Traditionally, appams are fermented with a local alcoholic drink known as toddy, since we do not get toddy in my city decided to make this from scratch at home.
Making naturally fermented appam with homemade toddy (or kallu) these are perfectly soft, lacy pancakes. You can check the different appam recipe posted below.
Cup Measurement 250 Ml
Makes 25 - 26 Appams
Ingredients
2 Cups Idly Rice
1 Cup Grated Coconut
4 Tablespoons Granulated Sugar
1 Teaspoon Sea Salt
100 to 125 ML Water
To make the Fermented Coconut Water / Toddy
175 ML Coconut Water
1 Tablespoon Granulated Sugar
Method
Add a tablespoon sugar into the coconut water ,mix well . Close well and keep this water in indirect sunlight for 3 days Do not keep it direct sunlight. I kept this in morning at 9 am till 4 pm in indirect sunlight. Then kept at room temperature on my dining table for a day or until fermented. It stays well in the refrigerator for 4 - 6 weeks.
For Making The Appam
Soak rice for minimum 6 hours or overnight and drain all the water the next day. Wash it once in fresh water and drain that water too.
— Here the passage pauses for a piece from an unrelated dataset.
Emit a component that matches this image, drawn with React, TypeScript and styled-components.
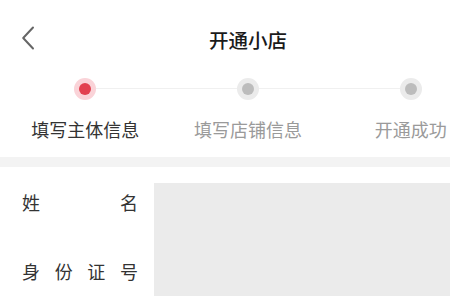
import React from "react";
import styled, { createGlobalStyle } from "styled-components";

const Global = createGlobalStyle`
  html, body { margin: 0; padding: 0; background: #ffffff; overflow: hidden; }
  body { font-family: "Noto Sans CJK SC", "Noto Sans", sans-serif; }
`;

const Viewport = styled.div`
  width: 100%;
  overflow: hidden;
`;

const Page = styled.div`
  width: 496px;
  background: #ffffff;
`;

const NavBar = styled.div`
  position: relative;
  height: 78px;
  display: flex;
  align-items: center;
  justify-content: center;
`;

const BackButton = styled.button`
  position: absolute;
  left: 16px;
  top: 24px;
  width: 24px;
  height: 28px;
  padding: 0;
  border: none;
  background: transparent;
  display: flex;
  align-items: center;
  justify-content: center;
`;

const Title = styled.div`
  font-size: 19.5px;
  font-weight: 500;
  color: #1a1a1a;
  line-height: 24px;
  margin-top: 2px;
`;

const Steps = styled.div`
  position: relative;
  display: grid;
  grid-template-columns: repeat(3, 1fr);
  padding: 0 4px;
`;

const Line = styled.div`
  position: absolute;
  left: 96px;
  right: 96px;
  top: 10px;
  height: 1px;
  background: #f0f0f0;
`;

const Step = styled.div`
  position: relative;
  display: flex;
  flex-direction: column;
  align-items: center;
`;

const Dot = styled.div<{ $active?: boolean }>`
  width: 22px;
  height: 22px;
  border-radius: 50%;
  background: ${(p) => (p.$active ? "#fad3d8" : "#ebebeb")};
  display: flex;
  align-items: center;
  justify-content: center;
  &::after {
    content: "";
    width: 12px;
    height: 12px;
    border-radius: 50%;
    background: ${(p) => (p.$active ? "#e2404f" : "#bcbcbc")};
  }
`;

const StepLabel = styled.div<{ $active?: boolean }>`
  margin-top: 17px;
  font-size: 18px;
  line-height: 24px;
  color: ${(p) => (p.$active ? "#333333" : "#9a9a9a")};
  white-space: nowrap;
`;

const Band = styled.div`
  margin-top: 16px;
  height: 10px;
  background: #f3f3f3;
`;

const Form = styled.div`
  display: grid;
  grid-template-columns: 154px 1fr;
  grid-template-rows: 69px 69px;
`;

const FieldLabel = styled.div<{ $row: number }>`
  grid-column: 1;
  grid-row: ${(p) => p.$row};
  padding-left: 22px;
  width: 116px;
  box-sizing: content-box;
  display: flex;
  align-items: center;
  justify-content: space-between;
  font-size: 18px;
  line-height: 24px;
  color: #333333;
`;

const InputArea = styled.div`
  grid-column: 2;
  grid-row: 1 / 3;
  margin: 16px 0 9px;
  background: #ebebeb;
`;

const Chars = ({ text }: { text: string }) => (
  <>
    {Array.from(text).map((c, i) => (
      <span key={i}>{c}</span>
    ))}
  </>
);

export default function App() {
  return (
    <>
      <Global />
      <Viewport>
        <Page>
          <NavBar>
            <BackButton aria-label="back">
              <svg width="14" height="24" viewBox="0 0 14 24">
                <path d="M12 1.5 L2.2 12 L12 22.5" fill="none" stroke="#666666" strokeWidth="2" strokeLinecap="round" strokeLinejoin="round" />
              </svg>
            </BackButton>
            <Title>开通小店</Title>
          </NavBar>
          <Steps>
            <Line />
            <Step>
              <Dot $active />
              <StepLabel $active>填写主体信息</StepLabel>
            </Step>
            <Step>
              <Dot />
              <StepLabel>填写店铺信息</StepLabel>
            </Step>
            <Step>
              <Dot />
              <StepLabel>开通成功</StepLabel>
            </Step>
          </Steps>
          <Band />
          <Form>
            <FieldLabel $row={1}>
              <Chars text="姓名" />
            </FieldLabel>
            <FieldLabel $row={2}>
              <Chars text="身份证号" />
            </FieldLabel>
            <InputArea />
          </Form>
        </Page>
      </Viewport>
    </>
  );
}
Keep aside 3 tablespoon of the soaked rice. In the remaining rice mix rest the coconut and keep aside .
First grind the 3 tablespoons of rice with water and make a fine paste. Pour this into a sauce pan, add 300 Ml water and mix well. Cook it on medium low flame stirring continuously, till is form a thick and shiny dough. Let it cool completely.
Grind the remaining rice and coconut mix with 2 - 3 tablespoons fermented coconut water to fine paste. I ground it in 3 batches. Now add the cooled rice paste along with a little of the ground rice coconut paste and blend it well so that it is incorporated. Add this paste to the remaining ground batter, wash the mixer jar with water, pour this to into the batter and mix very well with your hands for 2 - 3 minutes. Leave it to ferment overnight in a warm place. 
It takes 14 - 16 hours to ferment this batter, keep this in a warm place. Once the batter is fermented - the batter will be bubbly and frothy. Add salt and mix well. Taste for sugar, add if necessary. 
Make appams in a appam pan or you can make them on a tawa too. 
Enjoy with Avail or Stew. 
My Notes
Egg Appam can be made with this batter, just break an egg on top when the appam is nearly ready cover with a lid and let the yolk set.
See here for the other two method that the Appam are made Palappam - With Idly Rice - Vegan & Gluten Free
Appam / Instant Appam
Labels: Alphabet Challenge,Appams,Kerala,Side Dish, Flatbreads,South Indian, Gluten free, Vegan
Let's take a look at the recipes being shared today with Alphabet Challenge 2026 - Alphabet "N"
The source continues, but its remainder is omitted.